The expectation is that more reaction time will help batters make contact more frequently, putting more balls into play, and creating more action in the game.
The reaction time on a 93.3 mph fastball thrown from a mound 61 feet, 6 inches away from the plate is approximately equivalent to a 91.6 mph fastball (the average fastball velocity in 2010) thrown from 60-foot, 6-inch mound, the leagues said.
As pitchers have gained velocity and used technology to improve the effectiveness of their pitches, the strikeout rate in Major League Baseball has increased for 15 consecutive years, from 16.4% of plate appearances in 2005 to an all-time Major League record 23.4% in 2020, according to the leagues.
An analysis performed by Major League Baseball determined that a 12-inch increase would be the minimum interval needed to evaluate a change in mound distance, the leagues said.
"This change is expected to be meaningful without being disruptive," the leagues said in their announcement.
The change was also determined to be safe, as it does not require the pitcher to alter pitching mechanics and there is no evidence of increased injury risk, the leagues said.
There is also a precedent for this change, the leagues said. In 1893, the National League moved the pitching rubber back five feet, to its current distance of 60 feet, 6 inches. The result was that the strikeout rate declined from 8.5% in 1892 to 5.2% in 1893, and batting average increased by 35 points (rising from .245 in 1892 to .280 in 1893).
In 1969, in addition to reducing the size of the strike zone and prohibiting the use of foreign substances, Major League Baseball lowered the height of the mound from 15 inches to 10 inches, resulting in a 4% decrease in the strikeout rate and an 11-point increase in batting average from the previous year.
“Fans, players and many others in the baseball community have expressed an interest in seeing more regular action on the field," said Theo Epstein, former general manager of the Boston Red Sox and Chicago Cubs and now a consultant with MLB. "Therefore, it’s important that we use the 2021 season to explore various ways to create more frequent contact — and the increased action and athleticism on display that will follow.
"We are grateful that the Atlantic League — which has been at the forefront of successful rule experiments in the past — has agreed to test a 12-inch increase in the distance between the pitching rubber and home plate during the second half of the season.
"We expect to learn a great deal about the impacts of such a change and whether an adjustment to this critical field dimension is worth potential future consideration at other levels of professional baseball.”

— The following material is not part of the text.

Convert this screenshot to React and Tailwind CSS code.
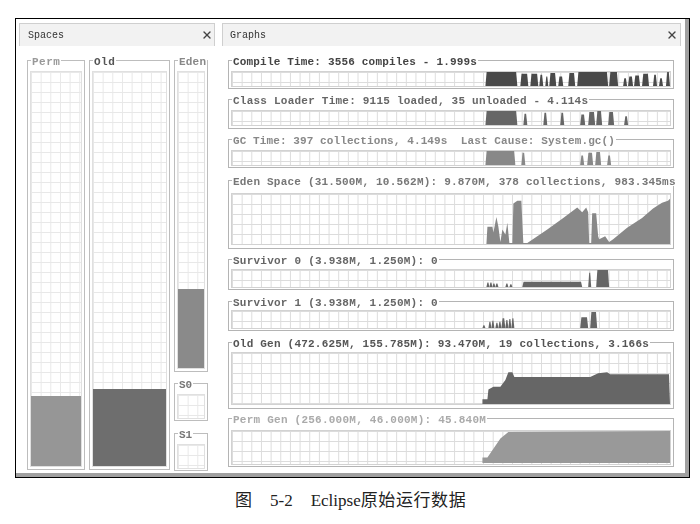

The partnership between MLB and the Atlantic League allows baseball to experiment with prospective rule changes in the unaffiliated independent league before implementing them in the Major or Minor leagues.
A number of experimental rule changes that were first attempted in the Atlantic League have been adopted in the Minor or Major leagues.
- The Three-Batter Minimum, which requires the pitcher to face a minimum of three batters or complete an inning before being removed from the game and became a Major League rule in 2020.
- Automatic Ball-Strike System, or ABS, which uses pitch tracking technology to call balls and strikes, will be used in a Low-A league this season.
- The Step-Off Rule, which will be used in High-A
- Restrictions on defensive positioning will be used in Double-A
- 18-inch bases will be used in Triple-A
In addition to the new rule changes, the Atlantic League will continue its use of ABS to assist the home plate umpire in calling balls and strikes, the leagues said.
This season, ABS in the Atlantic League will feature upgraded ball-tracking technology and modifications to the geometry of the strike zone in order to better match the strike zone that players are familiar with and encourage more action in the game, according to the leagues.
MLB will analyze the effects of the rule changes before deciding on potential additional modifications during the midpoint of ALPB’s 2021 Championship Season and in future seasons, the leagues said.
The experimental playing rule changes are part of a three-year agreement between MLB and ALPB announced prior to the 2019 Championship Season.
"We are pleased to play a critical role in Major League Baseball’s tests and evaluation of experimental rules," said Rick White, the Atlantic League's president. "The ALPB is a forward-thinking league, and it is satisfying to our teams and players to be leaders determining the future of our sport. We are proud to play our part conducting MLB trials and excited to see the results of the potential changes.”